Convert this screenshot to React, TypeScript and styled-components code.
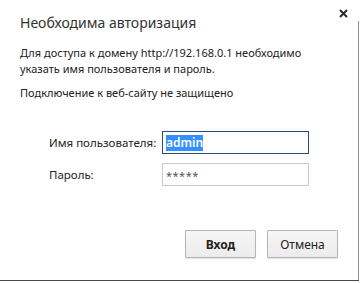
import React from 'react';
import styled, { createGlobalStyle } from 'styled-components';

const GlobalStyle = createGlobalStyle`
  html, body {
    margin: 0;
    padding: 0;
    background: #fff;
  }
  body {
    font-family: 'Noto Sans', 'Open Sans', sans-serif;
    color: #222;
  }
`;

const App: React.FC = () => {
  return (
    <>
      <GlobalStyle />
      <Dialog>
        <Header>
          <Title>Необходима авторизация</Title>
          <Close aria-label="Закрыть">
            <svg width="9" height="9" viewBox="0 0 9 9">
              <path d="M1 1L8 8M8 1L1 8" stroke="#2b2b2b" strokeWidth="2" />
            </svg>
          </Close>
        </Header>

        <Message>
          Для доступа к домену http://192.168.0.1 необходимо
          <br />
          указать имя пользователя и пароль.
        </Message>
        <Warning>Подключение к веб-сайту не защищено</Warning>

        <Form>
          <Label>Имя пользователя:</Label>
          <Field focused>
            <Selected>admin</Selected>
          </Field>
          <Label>Пароль:</Label>
          <Field>
            <Mask>*****</Mask>
          </Field>
        </Form>

        <Actions>
          <Button primary>Вход</Button>
          <Button>Отмена</Button>
        </Actions>
      </Dialog>
    </>
  );
};

export default App;

const Dialog = styled.div`
  box-sizing: border-box;
  width: 359px;
  height: 281px;
  padding: 0 20px;
  border-bottom: 1px solid #4a4a4a;
  background: linear-gradient(to bottom, #fff 21px, #8c8c8c 21px) right top / 1px 100% no-repeat,
    #fff;
  display: flex;
  flex-direction: column;
`;

const Header = styled.div`
  display: flex;
  justify-content: space-between;
  align-items: flex-start;
`;

const Title = styled.h1`
  margin: 13px 0 0;
  font-size: 14px;
  line-height: 20px;
  font-weight: 400;
  color: #333;
`;

const Close = styled.div`
  margin: 9px -9px 0 0;
  width: 9px;
  height: 9px;
  display: flex;
`;

const Message = styled.p`
  margin: 12px 0 0;
  font-size: 11px;
  line-height: 16px;
`;

const Warning = styled.p`
  margin: 8px 0 0;
  font-size: 11px;
  line-height: 16px;
`;

const Form = styled.div`
  margin-top: 30px;
  padding-left: 29px;
  display: grid;
  grid-template-columns: 104px 147px;
  column-gap: 9px;
  row-gap: 9px;
  align-items: center;
`;

const Label = styled.label`
  font-size: 11.5px;
  color: #222;
  white-space: nowrap;
`;

const Field = styled.div<{ focused?: boolean }>`
  box-sizing: border-box;
  height: 23px;
  padding: 2px 3px;
  border: 1px solid ${(props) => (props.focused ? '#2a4a7c' : '#c9c9c9')};
  display: flex;
  align-items: ${(props) => (props.focused ? 'center' : 'flex-start')};
`;

const Selected = styled.span`
  background: #3390ff;
  color: #fff;
  font-size: 12px;
  font-weight: 600;
  line-height: 16px;
`;

const Mask = styled.span`
  color: #555;
  font-size: 11px;
  letter-spacing: 0.5px;
  margin-top: 2px;
`;

const Actions = styled.div`
  margin-top: auto;
  margin-bottom: 22px;
  margin-right: 1px;
  display: flex;
  justify-content: flex-end;
  gap: 11px;
`;

const Button = styled.button<{ primary?: boolean }>`
  box-sizing: border-box;
  width: 71px;
  height: 28px;
  border: 1px solid #b5b5b5;
  border-radius: 1px;
  background: linear-gradient(#f6f6f6, #ececec);
  box-shadow: 0 1px 1px rgba(0, 0, 0, 0.12);
  font-family: 'Noto Sans', sans-serif;
  font-size: 12px;
  font-weight: ${(props) => (props.primary ? 700 : 400)};
  color: #222;
  padding: 0;
`;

[WHAT IS EXPECTED]:
Return each line of the data, keeping its wording exact and omitting pictures.

[RESULT OF THE TASK]:
Convert this screenshot to React, TypeScript and styled-components code.
import React from 'react';
import styled, { createGlobalStyle } from 'styled-components';

const GlobalStyle = createGlobalStyle`
  html, body {
    margin: 0;
    padding: 0;
    background: #fff;
  }
  body {
    font-family: 'Noto Sans', 'Open Sans', sans-serif;
    color: #222;
  }
`;

const App: React.FC = () => {
  return (
    <>
      <GlobalStyle />
      <Dialog>
        <Header>
          <Title>Необходима авторизация</Title>
          <Close aria-label="Закрыть">
            <svg width="9" height="9" viewBox="0 0 9 9">
              <path d="M1 1L8 8M8 1L1 8" stroke="#2b2b2b" strokeWidth="2" />
            </svg>
          </Close>
        </Header>

        <Message>
          Для доступа к домену http://192.168.0.1 необходимо
          <br />
          указать имя пользователя и пароль.
        </Message>
        <Warning>Подключение к веб-сайту не защищено</Warning>

        <Form>
          <Label>Имя пользователя:</Label>
          <Field focused>
            <Selected>admin</Selected>
          </Field>
          <Label>Пароль:</Label>
          <Field>
            <Mask>*****</Mask>
          </Field>
        </Form>

        <Actions>
          <Button primary>Вход</Button>
          <Button>Отмена</Button>
        </Actions>
      </Dialog>
    </>
  );
};

export default App;

const Dialog = styled.div`
  box-sizing: border-box;
  width: 359px;
  height: 281px;
  padding: 0 20px;
  border-bottom: 1px solid #4a4a4a;
  background: linear-gradient(to bottom, #fff 21px, #8c8c8c 21px) right top / 1px 100% no-repeat,
    #fff;
  display: flex;
  flex-direction: column;
`;

const Header = styled.div`
  display: flex;
  justify-content: space-between;
  align-items: flex-start;
`;

const Title = styled.h1`
  margin: 13px 0 0;
  font-size: 14px;
  line-height: 20px;
  font-weight: 400;
  color: #333;
`;

const Close = styled.div`
  margin: 9px -9px 0 0;
  width: 9px;
  height: 9px;
  display: flex;
`;

const Message = styled.p`
  margin: 12px 0 0;
  font-size: 11px;
  line-height: 16px;
`;

const Warning = styled.p`
  margin: 8px 0 0;
  font-size: 11px;
  line-height: 16px;
`;

const Form = styled.div`
  margin-top: 30px;
  padding-left: 29px;
  display: grid;
  grid-template-columns: 104px 147px;
  column-gap: 9px;
  row-gap: 9px;
  align-items: center;
`;

const Label = styled.label`
  font-size: 11.5px;
  color: #222;
  white-space: nowrap;
`;

const Field = styled.div<{ focused?: boolean }>`
  box-sizing: border-box;
  height: 23px;
  padding: 2px 3px;
  border: 1px solid ${(props) => (props.focused ? '#2a4a7c' : '#c9c9c9')};
  display: flex;
  align-items: ${(props) => (props.focused ? 'center' : 'flex-start')};
`;

const Selected = styled.span`
  background: #3390ff;
  color: #fff;
  font-size: 12px;
  font-weight: 600;
  line-height: 16px;
`;

const Mask = styled.span`
  color: #555;
  font-size: 11px;
  letter-spacing: 0.5px;
  margin-top: 2px;
`;

const Actions = styled.div`
  margin-top: auto;
  margin-bottom: 22px;
  margin-right: 1px;
  display: flex;
  justify-content: flex-end;
  gap: 11px;
`;

const Button = styled.button<{ primary?: boolean }>`
  box-sizing: border-box;
  width: 71px;
  height: 28px;
  border: 1px solid #b5b5b5;
  border-radius: 1px;
  background: linear-gradient(#f6f6f6, #ececec);
  box-shadow: 0 1px 1px rgba(0, 0, 0, 0.12);
  font-family: 'Noto Sans', sans-serif;
  font-size: 12px;
  font-weight: ${(props) => (props.primary ? 700 : 400)};
  color: #222;
  padding: 0;
`;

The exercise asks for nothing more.